Supplied data —
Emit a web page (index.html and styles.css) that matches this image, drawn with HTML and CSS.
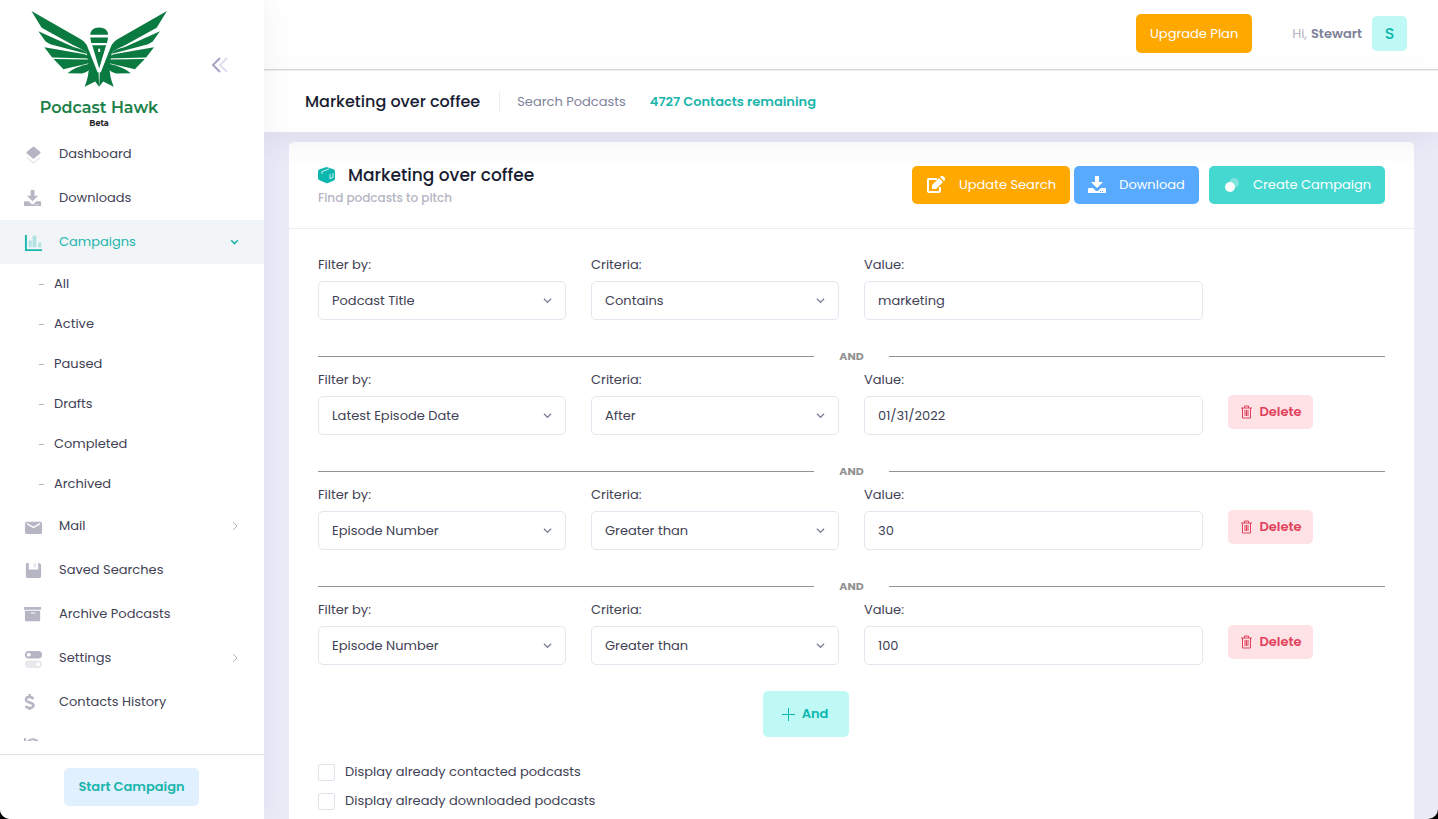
FILE: index.html
```html
<!DOCTYPE html>
<html lang="en">
<head>
    <meta charset="UTF-8">
    <title>Podcast Hawk</title>
    <link rel="stylesheet" href="styles.css">
</head>
<body>
<div class="app">
    <aside class="aside">
        <div class="brand">
            <a href="#" class="logo">
                <svg class="hawk" viewBox="30 30 415 236" fill="#0a7a40">
                    <g id="wing">
                        <path d="M33 33L180 117Q198 127 202 142L207 166Q195 152 160 137L64 84Z"/>
                        <path d="M54 94L160 142Q195 150 202 163L90 134L76 125Z"/>
                        <path d="M72 143L190 163Q206 166 213 177L96 174Z"/>
                        <path d="M100 178L200 180Q212 181 216 189Q165 202 130 209Z"/>
                        <path d="M142 221Q165 203 208 193L221 196Q205 220 186 222Z"/>
                        <path d="M196 133L206 136L236 216L238 262L226 246L194 262Q208 230 206 198Z"/>
                    </g>
                    <use href="#wing" transform="matrix(-1 0 0 1 476 0)"/>
                    <path d="M198 130L233 218H243L278 130Z" fill="#fff"/>
                    <path d="M211 105Q213 83 238 83T265 105ZM211 113H265L262 130H214ZM217 137H259L238 207Z"/>
                    <path d="M235 147h6v10h-6z" fill="#fff"/>
                </svg>
                <span class="brand-name">Podcast Hawk</span>
                <span class="brand-tag">Beta</span>
            </a>
            <button class="toggle" aria-label="Collapse menu">
                <svg width="18" height="16" viewBox="0 0 18 16" fill="none" stroke-width="2">
                    <path d="M9 1L2 8l7 7" stroke="#a6a4c4"/>
                    <path d="M16 1L9 8l7 7" stroke="#dfdeee"/>
                </svg>
            </button>
        </div>
        <nav class="menu">
            <ul>
                <li><a href="#"><svg viewBox="0 0 20 20"><path d="M11 2q-1-1-2 0L3 7q-1 1 0 2l6 5q1 1 2 0l6-5q1-1 0-2z"/><path d="M3 12l7 6 7-6v2l-7 6-7-6z" opacity=".3"/></svg><span>Dashboard</span></a></li>
                <li><a href="#"><svg viewBox="0 0 20 20"><path d="M7 1h4v6h4l-6 6-6-6h4zM1 13h4l3 3h2l3-3h4q1 0 1 1v4H0v-4q0-1 1-1z"/><path d="M12 16h1v1h-1zM14 16h1v1h-1z" fill="#fff"/></svg><span>Downloads</span></a></li>
                <li class="active"><a href="#"><svg viewBox="0 0 20 20"><path d="M1 2h2v15h16v2H1z"/><path d="M5 8h3v7H5zM9 3h4v12H9zM15 10h3v5h-3z" opacity=".3"/></svg><span>Campaigns</span><svg class="arrow" viewBox="0 0 10 10"><path d="M2 3l3 3 3-3"/></svg></a>
                    <ul class="submenu">
                        <li><a href="#">All</a></li>
                        <li><a href="#">Active</a></li>
                        <li><a href="#">Paused</a></li>
                        <li><a href="#">Drafts</a></li>
                        <li><a href="#">Completed</a></li>
                        <li><a href="#">Archived</a></li>
                    </ul>
                </li>
                <li><a href="#"><svg viewBox="0 0 20 20"><rect x="1" y="5" width="18" height="13" rx="2"/><path d="M3 7l7 4 7-4" fill="none" stroke="#fff" stroke-width="1.4"/></svg><span>Mail</span><svg class="arrow" viewBox="0 0 10 10"><path d="M3 1l4 4-4 4"/></svg></a></li>
                <li><a href="#"><svg viewBox="0 0 20 20"><path d="M3 2h2v7h10V2h1l2 2v12q0 2-2 2H4q-2 0-2-2V4q0-2 1-2z"/><path d="M10 2h3v5h-3z" opacity=".3"/></svg><span>Saved Searches</span></a></li>
                <li><a href="#"><svg viewBox="0 0 20 20"><path d="M0 2h18v3H0zM1 6h16v10q0 1-1 1H2q-1 0-1-1z"/><path d="M7 8h5v1H7z" fill="#fff"/></svg><span>Archive Podcasts</span></a></li>
                <li><a href="#"><svg viewBox="0 0 20 20"><rect x="1" y="2" width="18" height="8" rx="4"/><circle cx="5" cy="6" r="2" fill="#fff"/><g opacity=".3"><rect x="1" y="12" width="18" height="8" rx="4"/></g><circle cx="15" cy="16" r="2" fill="#fff"/></svg><span>Settings</span><svg class="arrow" viewBox="0 0 10 10"><path d="M3 1l4 4-4 4"/></svg></a></li>
                <li><a href="#"><svg viewBox="0 0 20 20"><path d="M9.500 6.500C9 3.500 2 3.500 2 7s8 2.500 8 6-7 3.500-8 .5M6 1v3M6 15v3" fill="none" stroke="#b5b5c3" stroke-width="2.600"/></svg><span>Contacts History</span></a></li>
                <li><a href="#"><svg viewBox="0 0 20 20"><path d="M1 1v6h6M2 6q6-6 12-2 4 4 1 9-4 5-10 2" fill="none" stroke="#b5b5c3" stroke-width="2"/></svg><span>Activity</span></a></li>
            </ul>
        </nav>
        <div class="aside-footer">
            <button class="btn btn-start">Start Campaign</button>
        </div>
    </aside>

    <div class="wrapper">
        <header class="header">
            <button class="btn btn-warning upgrade">Upgrade Plan</button>
            <a href="#" class="user">
                <span class="hi">Hi,</span>
                <span class="user-name">Stewart</span>
                <span class="symbol">S</span>
            </a>
        </header>
        <div class="subheader">
            <h1>Marketing over coffee</h1>
            <span class="crumb">Search Podcasts</span>
            <strong class="remaining">4727 Contacts remaining</strong>
        </div>
        <main class="content">
            <section class="card">
                <div class="card-header">
                    <div>
                        <h2>
                            <svg width="18" height="18" viewBox="0 0 18 18"><path d="M7 1.500q2-1 3 0l6 2q1 1 1 2v7q0 1-1 2l-6 2.500q-1 .5-2 0l-6-2.500q-2-1-2-2v-7q0-1 1-2z" fill="#0bb7af"/><path d="M4 8V5.500L11 3M12 8v4.500l3-1V7" fill="none" stroke="#fff" stroke-opacity=".8"/></svg>
                            Marketing over coffee
                        </h2>
                        <p>Find podcasts to pitch</p>
                    </div>
                    <div class="toolbar">
                        <button class="btn btn-warning update"><svg width="20" height="18" viewBox="0 0 20 18"><path d="M11 3H3Q2 3 2 4v11q0 1 1 1h10q1 0 1-1v-4" fill="none" stroke="#fff" stroke-width="2"/><path d="M6 13V9l7-7 4 4-7 7zM14 1l1-1h2l2 2v2l-1 1z" fill="#fff"/></svg>Update Search</button>
                        <button class="btn btn-info download"><svg width="18" height="18" viewBox="0 0 18 18" fill="#fff"><path d="M7 0h4v6h4l-6 6-6-6h4zM1 12h4l3 3h2l3-3h4q1 0 1 1v4H0v-4q0-1 1-1z"/><path d="M12 15h1v1h-1zM14 15h1v1h-1z" fill="#58aaff"/></svg>Download</button>
                        <button class="btn btn-primary create"><svg width="18" height="18" viewBox="0 0 18 18" fill="#fff"><circle cx="11" cy="7" r="5" opacity=".3"/><circle cx="7" cy="11" r="5"/></svg>Create Campaign</button>
                    </div>
                </div>
                <form class="card-body">
                    <div class="filter">
                        <div class="field">
                            <label for="filter1">Filter by:</label>
                            <div class="select"><select id="filter1"><option>Podcast Title</option></select><svg viewBox="0 0 10 10"><path d="M1 3l4 4 4-4"/></svg></div>
                        </div>
                        <div class="field">
                            <label for="criteria1">Criteria:</label>
                            <div class="select"><select id="criteria1"><option>Contains</option></select><svg viewBox="0 0 10 10"><path d="M1 3l4 4 4-4"/></svg></div>
                        </div>
                        <div class="field value">
                            <label for="value1">Value:</label>
                            <input type="text" id="value1" value="marketing">
                        </div>
                    </div>
                    <div class="divider">AND</div>
                    <div class="filter">
                        <div class="field">
                            <label for="filter2">Filter by:</label>
                            <div class="select"><select id="filter2"><option>Latest Episode Date</option></select><svg viewBox="0 0 10 10"><path d="M1 3l4 4 4-4"/></svg></div>
                        </div>
                        <div class="field">
                            <label for="criteria2">Criteria:</label>
                            <div class="select"><select id="criteria2"><option>After</option></select><svg viewBox="0 0 10 10"><path d="M1 3l4 4 4-4"/></svg></div>
                        </div>
                        <div class="field value">
                            <label for="value2">Value:</label>
                            <input type="text" id="value2" value="01/31/2022">
                        </div>
                        <button type="button" class="btn btn-delete"><svg width="12" height="14" viewBox="0 0 12 14"><path d="M0 3h11M3.500 3V1h4v2M1.500 3v10h8V3M4 5v6M5.500 5v6M7 5v6"/></svg>Delete</button>
                    </div>
                    <div class="divider">AND</div>
                    <div class="filter">
                        <div class="field">
                            <label for="filter3">Filter by:</label>
                            <div class="select"><select id="filter3"><option>Episode Number</option></select><svg viewBox="0 0 10 10"><path d="M1 3l4 4 4-4"/></svg></div>
                        </div>
                        <div class="field">
                            <label for="criteria3">Criteria:</label>
                            <div class="select"><select id="criteria3"><option>Greater than</option></select><svg viewBox="0 0 10 10"><path d="M1 3l4 4 4-4"/></svg></div>
                        </div>
                        <div class="field value">
                            <label for="value3">Value:</label>
                            <input type="text" id="value3" value="30">
                        </div>
                        <button type="button" class="btn btn-delete"><svg width="12" height="14" viewBox="0 0 12 14"><path d="M0 3h11M3.500 3V1h4v2M1.500 3v10h8V3M4 5v6M5.500 5v6M7 5v6"/></svg>Delete</button>
                    </div>
                    <div class="divider">AND</div>
                    <div class="filter">
                        <div class="field">
                            <label for="filter4">Filter by:</label>
                            <div class="select"><select id="filter4"><option>Episode Number</option></select><svg viewBox="0 0 10 10"><path d="M1 3l4 4 4-4"/></svg></div>
                        </div>
                        <div class="field">
                            <label for="criteria4">Criteria:</label>
                            <div class="select"><select id="criteria4"><option>Greater than</option></select><svg viewBox="0 0 10 10"><path d="M1 3l4 4 4-4"/></svg></div>
                        </div>
                        <div class="field value">
                            <label for="value4">Value:</label>
                            <input type="text" id="value4" value="100">
                        </div>
                        <button type="button" class="btn btn-delete"><svg width="12" height="14" viewBox="0 0 12 14"><path d="M0 3h11M3.500 3V1h4v2M1.500 3v10h8V3M4 5v6M5.500 5v6M7 5v6"/></svg>Delete</button>
                    </div>
                    <div class="add-row">
                        <button type="button" class="btn btn-and"><svg width="13" height="13" viewBox="0 0 13 13"><path d="M6.500 0v13M0 6.500h13"/></svg>And</button>
                    </div>
                    <div class="checks">
                        <label><input type="checkbox">Display already contacted podcasts</label>
                        <label><input type="checkbox">Display already downloaded podcasts</label>
                    </div>
                </form>
            </section>
        </main>
    </div>
</div>
</body>
</html>
```
FILE: styles.css
```css
* {
    box-sizing: border-box;
    margin: 0;
    padding: 0;
}
html {
    background: #000;
}
body, button, input, select {
    font-family: Poppins, Inter, "Open Sans", sans-serif;
    font-size: 13px;
    color: #3f4254;
}
body {
    line-height: 20px;
}
ul {
    list-style: none;
}
a {
    color: inherit;
    text-decoration: none;
}
button {
    border: 0;
    background: none;
    cursor: pointer;
}
.app {
    display: flex;
    height: 100vh;
    overflow: hidden;
    border-radius: 0 0 10px 10px;
    background: #ebebf8;
}

/* aside */
.aside {
    display: flex;
    flex-direction: column;
    flex: none;
    width: 264px;
    background: #fff;
    box-shadow: 0 0 28px rgba(82, 63, 105, .08);
    position: relative;
    z-index: 1;
}
.brand {
    display: flex;
    justify-content: space-between;
    height: 132px;
    flex: none;
    padding: 10px 35px 0 30px;
}
.logo {
    display: flex;
    flex-direction: column;
    align-items: center;
    width: 138px;
}
.hawk {
    width: 138px;
    height: 78px;
}
.brand-name {
    margin-top: 10px;
    font-family: Montserrat, Poppins, sans-serif;
    font-size: 16px;
    font-weight: 600;
    line-height: 20px;
    color: #1b8048;
    white-space: nowrap;
}
.brand-tag {
    font-family: Montserrat, Poppins, sans-serif;
    font-size: 8px;
    font-weight: 700;
    line-height: 10px;
    color: #222;
}
.toggle {
    align-self: flex-start;
    margin-top: 47px;
}
.menu {
    flex: 1;
    min-height: 0;
    margin-bottom: 13px;
    overflow: hidden;
}
.menu a {
    display: flex;
    align-items: center;
    height: 44px;
    padding: 0 24px;
}
.menu svg {
    width: 19px;
    height: 19px;
    margin-right: 16px;
    fill: #b5b5c3;
}
.menu .arrow {
    width: 10px;
    height: 10px;
    margin: 0 0 0 auto;
    fill: none;
    stroke: #b5b5c3;
}
.menu .active > a {
    background: #f1f5f8;
    color: #1bb5ac;
}
.menu .active > a svg {
    fill: #1bb5ac;
}
.menu .active > a .arrow {
    width: 11px;
    height: 11px;
    fill: none;
    stroke: #1bb5ac;
    stroke-width: 1.4;
}
.menu .submenu a {
    height: 40px;
    padding-left: 39px;
}
.submenu a::before {
    content: "";
    width: 5px;
    height: 1px;
    margin-right: 10px;
    background: #b5b5c3;
}
.aside-footer {
    display: flex;
    flex: none;
    align-items: flex-start;
    height: 65px;
    padding: 13px 65px 0 64px;
    border-top: 1px solid #e0e0e3;
}

/* buttons */
.btn {
    display: flex;
    align-items: center;
    justify-content: center;
    height: 38px;
    border-radius: 5px;
    color: #fff;
    white-space: nowrap;
}
.btn-start {
    width: 100%;
    background: #e1f0ff;
    color: #1bb5ac;
    font-weight: 600;
}
.btn-warning {
    background: #ffa800;
}
.btn-info {
    background: #58aaff;
}
.btn-primary {
    background: #45d8d1;
}

/* header */
.wrapper {
    display: flex;
    flex: 1;
    flex-direction: column;
    min-width: 0;
}
.header {
    display: flex;
    flex: none;
    align-items: center;
    justify-content: flex-end;
    height: 70px;
    padding: 0 31px 2px 0;
    border-bottom: 1px solid #d9d9d9;
    background: #fff;
}
.upgrade {
    width: 116px;
    height: 39px;
    margin-right: 40px;
}
.user {
    display: flex;
    align-items: center;
}
.hi {
    color: #b5b5c3;
    margin-right: 4px;
}
.user-name {
    font-weight: 600;
    color: #7e8299;
}
.symbol {
    width: 35px;
    height: 35px;
    margin-left: 10px;
    border-radius: 5px;
    background: #bff9f5;
    color: #0bb7af;
    font-size: 16px;
    font-weight: 500;
    line-height: 35px;
    text-align: center;
}
.subheader {
    display: flex;
    flex: none;
    align-items: center;
    height: 62px;
    padding: 0 41px;
    border-top: 1px solid #ececec;
    background: #fff;
    box-shadow: 0 10px 30px rgba(82, 63, 105, .08);
    position: relative;
}
h1, h2 {
    font-size: 16px;
    font-weight: 500;
    color: #181c32;
}
.crumb {
    margin-left: 19px;
    padding-left: 17px;
    border-left: 1px solid #ebedf3;
    color: #7e8299;
}
.remaining {
    margin-left: 24px;
    font-weight: 600;
    color: #1bb5ac;
}

/* card */
.content {
    flex: 1;
    min-height: 0;
    padding: 10px 24px 0 25px;
}
.card {
    min-height: 100%;
    border-radius: 5px 5px 0 0;
    background: #fff;
}
.card-header {
    display: flex;
    align-items: center;
    justify-content: space-between;
    height: 87px;
    padding: 0 29px;
    border-bottom: 1px solid #ebedf3;
}
.card-header h2 {
    display: flex;
    align-items: center;
    gap: 12px;
    padding-top: 2px;
    font-size: 17px;
    line-height: 24px;
}
.card-header p {
    line-height: 22px;
    font-size: 12px;
    color: #b5b5c3;
    font-weight: 500;
}
.toolbar {
    display: flex;
}
.update {
    width: 158px;
    gap: 13px;
    margin-right: 4px;
}
.download {
    width: 125px;
    gap: 13px;
    margin-right: 10px;
}
.create {
    width: 176px;
    gap: 12px;
}
.card-body {
    padding: 26px 29px;
}
.filter {
    display: grid;
    grid-template-columns: repeat(12, 1fr);
    column-gap: 25px;
}
.field {
    grid-column: span 3;
}
.value {
    grid-column: span 4;
}
.field label {
    display: block;
    margin-bottom: 6px;
}
.field input, .field select {
    display: block;
    width: 100%;
    height: 39px;
    padding: 0 13px;
    border: 1px solid #e4e6ef;
    border-radius: 5px;
    background: #fff;
    appearance: none;
}
.select {
    display: grid;
    align-items: center;
}
.select select, .select svg {
    grid-area: 1 / 1;
}
.select svg {
    justify-self: end;
    width: 9px;
    height: 9px;
    margin-right: 14px;
    fill: none;
    stroke: #7e8299;
    stroke-width: 1.4;
    pointer-events: none;
}
.btn-delete {
    grid-column: span 2;
    justify-self: start;
    width: 85px;
    height: 34px;
    margin-top: 25px;
    padding-left: 2px;
    gap: 6px;
    background: #ffe2e5;
    color: #e0415b;
    font-weight: 600;
}
.btn-delete svg {
    fill: none;
    stroke: #e0415b;
}
.divider {
    display: flex;
    align-items: center;
    gap: 25px;
    margin: 26px 0 4px;
    color: #919191;
    font-size: 11px;
    font-weight: 700;
}
.divider::before, .divider::after {
    content: "";
    flex: 1;
    height: 1px;
    background: #919191;
}
.add-row {
    display: flex;
    justify-content: center;
    margin: 26px 0 25px;
    padding-right: 91px;
}
.btn-and {
    width: 86px;
    height: 46px;
    padding-right: 2px;
    gap: 7px;
    background: #bff9f5;
    color: #0bb7af;
    font-weight: 600;
}
.btn-and svg {
    stroke: #0bb7af;
}
.checks {
    display: grid;
    gap: 9px;
}
.checks label {
    display: flex;
    align-items: center;
    gap: 10px;
}
.checks input {
    width: 17px;
    height: 17px;
    border: 1px solid #dfe1ea;
    border-radius: 2px;
    background: #fff;
    appearance: none;
}
```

Problem to work on — From the listing above, collect each line in which the string "styles" appears.

Task result —
Emit a web page (index.html and styles.css) that matches this image, drawn with HTML and CSS.
    <link rel="stylesheet" href="styles.css">
FILE: styles.css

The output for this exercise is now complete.